Já estava esquecido do ruído metálico daquela
infernal máquina quando a ela voltei. A meio da tarde de uma terça-feira, a uma
hora de que já não me lembro e que, bem vistas as coisas, é de tudo o que menos
interessa. Ataviado, sedado com um drunfo que meti no bucho 10 minutos antes, tenso
como uma corda de harpa, lá estava eu com uns chinelos (modelo de verão) que me
entregaram, três números abaixo do que eu calço, estes ainda mais ridículos do
que os modelos de inverno. Entrei,
sentei-me, deitei-me e, enquanto me punham em cima do peito (até ao abdómen)
uma imensa parafernália de bodegas e fios, já a jovem técnica encarregue do
exame, loira de cabelo solto,
surpreendentemente simpática e de sorriso aberto, me ia dizendo
ao que vinha. Depois, despediu-se num curtíssimo até já e, ainda a porta não
teria fechado, já o martelar se iniciava. Sincopado, altíssimo, em total
dessintonia com os meus (impossíveis de concluir) pensamentos. Luz apagada, luz acesa, olhos
fechados ou abertos, concentrado ou distraído, nada conseguia aquietar-me. Assim,
à medida que passavam os primeiros acordes de martelo em bigorna eu considerava,
do escasso menu das distracções, todas as que talvez pudessem valer-me: desfaleço,
entro em choque, choro, grito ou morro,
não sei que escolha. Tudo bem senhor
Jota? Pergunta-me a minha executora através do sistema de som daquela coisa. O
que quer que lhe diga, é a minha resposta. Ainda assim, aproveitando a deixa,
questionei-a de imediato: falta muito para acabar? Falta sim, encoraja-me ela
(estupor!), ainda agora começámos. E eu, quase à beira do ataque cardíaco, num esforço patético para me recompor, voltei a tentar
pensamentos que me trouxessem de volta um pingo de compostura. Pensei que tinha
os carros para aspirar quando voltasse a casa. Localizei mentalmente todos os
grãos de areia da praia que devia encontrar durante a idealizada tarefa e, mais
ainda, devo tê-los catalogado, um a um, por tamanhos e cores, no interior do
saco do lixo. Só já bem mais tarde, nem eu sei determinar quando, é que o
efeito do drunfo me começou a amolecer. Primeiro o ritmo cardíaco, depois a
rigidez do corpo, o borbulhar dos pensamentos, o volume do som (qual som? do ruído), até que,
finalmente, deve ter começado a fazer efeito e eu entrei em modo de ‘quero-lá-saber’.
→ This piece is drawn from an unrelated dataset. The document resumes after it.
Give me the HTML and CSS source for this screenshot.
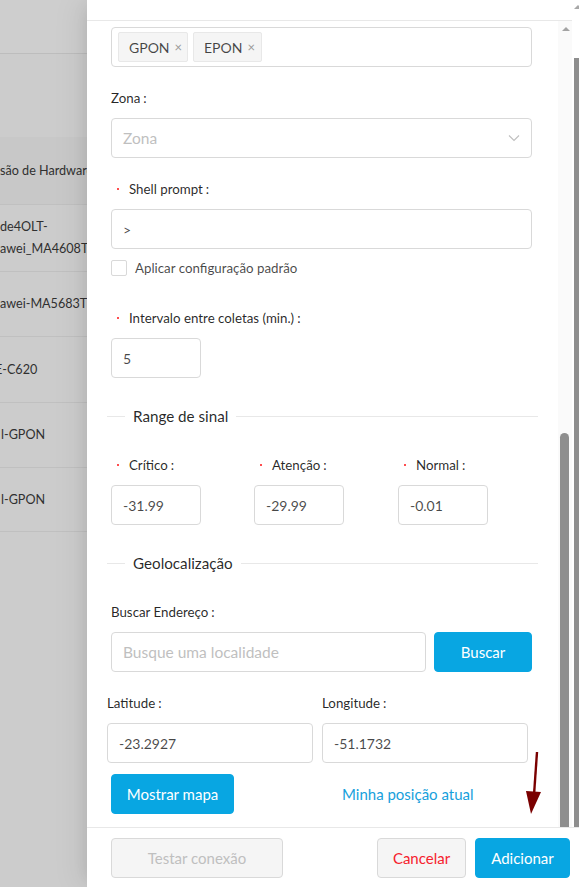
FILE: index.html
```html
<!DOCTYPE html>
<html lang="pt-BR">
<head>
<meta charset="utf-8">
<title>Adicionar OLT</title>
<link rel="stylesheet" href="styles.css">
</head>
<body>
<div class="screen">
  <div class="backdrop">
    <div class="bg-top"></div>
    <div class="bg-mid"></div>
    <div class="bg-th"><span class="bg-txt">são de Hardware</span></div>
    <div class="bg-row r1"><span class="bg-txt">de4OLT-<br>awei_MA4608T</span></div>
    <div class="bg-row r2"><span class="bg-txt">awei-MA5683T</span></div>
    <div class="bg-row r3"><span class="bg-txt cut">E-C620</span></div>
    <div class="bg-row r4"><span class="bg-txt cut2">l-GPON</span></div>
    <div class="bg-row r5"><span class="bg-txt cut2">l-GPON</span></div>
  </div>

  <div class="drawer">
    <div class="drawer-top">
      <div class="drawer-main">
        <div class="drawer-head"></div>
        <div class="drawer-body">
          <div class="form">
            <div class="tags-input">
              <span class="tag">GPON <span class="tag-x">×</span></span>
              <span class="tag">EPON <span class="tag-x">×</span></span>
            </div>

            <div class="item">
              <div class="label">Zona<span class="colon">:</span></div>
              <div class="input select">
                <span class="placeholder">Zona</span>
                <svg class="chev" width="12" height="8" viewBox="0 0 12 8"><path d="M1 1.5 L6 6.5 L11 1.5" fill="none" stroke="#bfbfbf" stroke-width="1.1"/></svg>
              </div>
            </div>

            <div class="item">
              <div class="label"><span class="req"></span>Shell prompt<span class="colon">:</span></div>
              <div class="input">&gt;</div>
              <div class="check-row"><span class="checkbox"></span><span>Aplicar configuração padrão</span></div>
            </div>

            <div class="item item-interval">
              <div class="label"><span class="req"></span>Intervalo entre coletas (min.)<span class="colon">:</span></div>
              <div class="input small">5</div>
            </div>

            <div class="divider"><span class="div-line short"></span><span class="div-text">Range de sinal</span><span class="div-line long"></span></div>

            <div class="cols">
              <div class="col">
                <div class="label"><span class="req"></span>Crítico<span class="colon">:</span></div>
                <div class="input small">-31.99</div>
              </div>
              <div class="col">
                <div class="label"><span class="req"></span>Atenção<span class="colon">:</span></div>
                <div class="input small">-29.99</div>
              </div>
              <div class="col">
                <div class="label"><span class="req"></span>Normal<span class="colon">:</span></div>
                <div class="input small">-0.01</div>
              </div>
            </div>

            <div class="divider geo"><span class="div-line short"></span><span class="div-text">Geolocalização</span><span class="div-line long"></span></div>

            <div class="item item-search">
              <div class="label">Buscar Endereço<span class="colon">:</span></div>
              <div class="search-row">
                <div class="input search"><span class="placeholder">Busque uma localidade</span></div>
                <button class="btn primary buscar">Buscar</button>
              </div>
            </div>

            <div class="latlon">
              <div class="ll">
                <div class="label">Latitude<span class="colon">:</span></div>
                <div class="input">-23.2927</div>
              </div>
              <div class="ll">
                <div class="label">Longitude<span class="colon">:</span></div>
                <div class="input">-51.1732</div>
              </div>
            </div>

            <div class="map-row">
              <button class="btn primary mapa">Mostrar mapa</button>
              <span class="link">Minha posição atual</span>
            </div>
          </div>
          <div class="inner-scroll">
            <span class="arrow-up"></span>
            <span class="thumb"></span>
          </div>
        </div>
      </div>
      <div class="outer-scroll">
        <span class="arrow-up small-arrow"></span>
        <span class="outer-thumb"></span>
      </div>
    </div>

    <div class="footer">
      <button class="btn disabled testar">Testar conexão</button>
      <span class="spacer"></span>
      <button class="btn cancel">Cancelar</button>
      <button class="btn primary add">Adicionar</button>
    </div>

    <svg class="annot-arrow" width="30" height="70" viewBox="0 0 30 70">
      <line x1="14" y1="1" x2="11" y2="44" stroke="#7a0000" stroke-width="2.4"/>
      <polygon points="3,40 18,41 8,63" fill="#7a0000"/>
    </svg>
  </div>
</div>
</body>
</html>
```

FILE: styles.css
```css
* { box-sizing: border-box; }
html, body { margin: 0; padding: 0; }
body {
  width: 579px;
  height: 887px;
  overflow: hidden;
  background: #fff;
  font-family: "Source Sans Pro", Lato, "Liberation Sans", sans-serif;
  color: rgba(0,0,0,0.85);
}
.screen {
  display: flex;
  width: 579px;
  height: 887px;
  position: relative;
}

/* backdrop page */
.backdrop {
  width: 87px;
  flex: none;
  background: #cccccc;
  overflow: hidden;
  font-size: 12.6px;
  color: #303030;
}
.bg-top { height: 54px; background: #cecece; border-bottom: 1px solid #bdbdbd; }
.bg-mid { height: 83px; background: #cccccc; }
.bg-th {
  height: 68px;
  background: #c8c8c8;
  border-bottom: 1px solid #c0c0c0;
  display: flex;
  align-items: center;
}
.bg-row {
  border-bottom: 1px solid #c0c0c0;
  display: flex;
  align-items: center;
}
.r1 { height: 67px; }
.r2 { height: 65px; }
.r3 { height: 66px; }
.r4 { height: 65px; }
.r5 { height: 64px; }
.bg-txt { white-space: nowrap; line-height: 22px; }
.cut { margin-left: -5px; }
.cut2 { margin-left: 1px; }

/* drawer */
.drawer {
  flex: 1;
  display: flex;
  flex-direction: column;
  background: #fff;
  position: relative;
  box-shadow: -6px 0 16px -8px rgba(0,0,0,0.12), -9px 0 28px 0 rgba(0,0,0,0.06);
}
.drawer-top {
  flex: 1;
  display: flex;
  min-height: 0;
}
.drawer-main {
  flex: 1;
  display: flex;
  flex-direction: column;
}
.drawer-head {
  height: 21px;
  border-bottom: 1px solid #e8e8e8;
  flex: none;
}
.drawer-body {
  flex: 1;
  display: flex;
  min-height: 0;
  overflow: hidden;
}
.form {
  flex: 1;
  padding: 6px 26px 0 24px;
  font-size: 13.3px;
}
.inner-scroll {
  width: 14px;
  flex: none;
  background: #fafafa;
  position: relative;
}
.arrow-up {
  position: absolute;
  left: 4px;
  top: 6px;
  width: 0; height: 0;
  border-left: 4px solid transparent;
  border-right: 4px solid transparent;
  border-bottom: 4px solid #a3a3a3;
}
.thumb {
  position: absolute;
  left: 2px;
  top: 412px;
  width: 9px;
  bottom: -10px;
  background: #8e8e8e;
  border-radius: 5px;
}
.outer-scroll {
  width: 7px;
  flex: none;
  position: relative;
  background: #fff;
}
.small-arrow { left: 2px; top: 5px; border-bottom-color: #a8a8a8; }
.outer-thumb {
  position: absolute;
  left: 2px;
  right: 0;
  top: 58px;
  bottom: 0;
  background: #8e8e8e;
}

/* form pieces */
.input {
  height: 40px;
  border: 1px solid #d9d9d9;
  border-radius: 4px;
  padding: 0 11px;
  display: flex;
  align-items: center;
  font-size: 14px;
  color: rgba(0,0,0,0.72);
  background: #fff;
}
.input.small { width: 90px; }
.placeholder { color: #bfbfbf; font-size: 15.5px; }
.select { justify-content: space-between; }

.tags-input {
  height: 40px;
  border: 1px solid #d9d9d9;
  border-radius: 4px;
  padding: 0 4px 0 6px;
  display: flex;
  align-items: center;
  gap: 5px;
}
.tag {
  height: 30px;
  width: 70px;
  background: #f5f5f5;
  border: 1px solid #e8e8e8;
  border-radius: 2px;
  padding: 0 0 0 10px;
  display: flex;
  align-items: center;
  font-size: 14px;
  color: rgba(0,0,0,0.72);
}
.tag + .tag { width: 69px; }
.tag-x { color: #9a9a9a; font-size: 13px; margin-left: 5px; }

.item { margin-top: 20px; }
.label {
  height: 22px;
  line-height: 22px;
  margin-bottom: 9px;
  font-size: 13.3px;
  color: rgba(0,0,0,0.85);
  display: flex;
  align-items: center;
  white-space: nowrap;
}
.colon { margin-left: 3px; }
.req {
  display: inline-block;
  width: 2px;
  height: 2px;
  background: #ff4d4f;
  margin: 0 10px 0 6px;
}
.check-row {
  margin-top: 11px;
  display: flex;
  align-items: center;
  height: 16px;
  font-size: 13.3px;
  color: rgba(0,0,0,0.72);
}
.checkbox {
  width: 16px; height: 16px;
  border: 1px solid #d9d9d9;
  border-radius: 2px;
  margin-right: 8px;
  background: #fff;
}
.item-interval { margin-top: 31px; }

.divider {
  margin: 27px -6px 0 -4px;
  display: flex;
  align-items: center;
  height: 22px;
}
.div-line { height: 1px; background: #e8e8e8; }
.div-line.short { width: 18px; flex: none; }
.div-line.long { flex: 1; }
.div-text { padding: 0 8px; font-size: 15.2px; color: rgba(0,0,0,0.85); line-height: 22px; }

.cols {
  margin-top: 27px;
  display: grid;
  grid-template-columns: 143px 144px 90px;
}
.divider.geo { margin-top: 27px; }
.item-search { margin-top: 27px; }
.search-row { display: flex; gap: 8px; }
.input.search { flex: 1; }

.btn {
  height: 40px;
  border-radius: 4px;
  border: 1px solid #d9d9d9;
  font-family: inherit;
  font-size: 15px;
  padding: 0;
  white-space: nowrap;
  background: #fff;
  cursor: pointer;
}
.btn.primary { background: #08a6e2; border-color: #08a6e2; color: #fff; }
.buscar { width: 98px; }

.latlon {
  margin: 20px 0 0 -4px;
  width: 421px;
  display: grid;
  grid-template-columns: 206px 206px;
  column-gap: 9px;
}
.map-row {
  margin-top: 11px;
  display: flex;
  align-items: center;
}
.mapa { width: 123px; }
.link { margin-left: 108px; color: #17a0dc; font-size: 15px; }

.footer {
  height: 60px;
  flex: none;
  border-top: 1px solid #e8e8e8;
  display: flex;
  align-items: center;
  padding: 0 9px 0 24px;
  gap: 9px;
}
.spacer { flex: 1; }
.testar { width: 172px; background: #f5f5f5; color: #bfbfbf; }
.cancel { width: 89px; background: #f5f5f5; color: #f5222d; }
.add { width: 95px; }

.annot-arrow {
  position: absolute;
  left: 436px;
  top: 751px;
}
```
A partir daí, o martelar de demolição da maquineta, a minha forçada
imobilização, a dificuldade em descontrair-me, tudo podia levar mais uma hora
ou duas (senão mesmo três ou quatro), que pouco ou nada me importava. No
entanto, tal como acontece com certos estados de felicidade que parece que só
nos chegam quando já desistimos da sua esperança, eis que se faz ouvir a voz da
minha carrasca: pronto sr. Jota, agora é que já terminou. Raios! A ver se me
lembro de consultar nas propriedades dos drunfos o tempo que levam a actuar.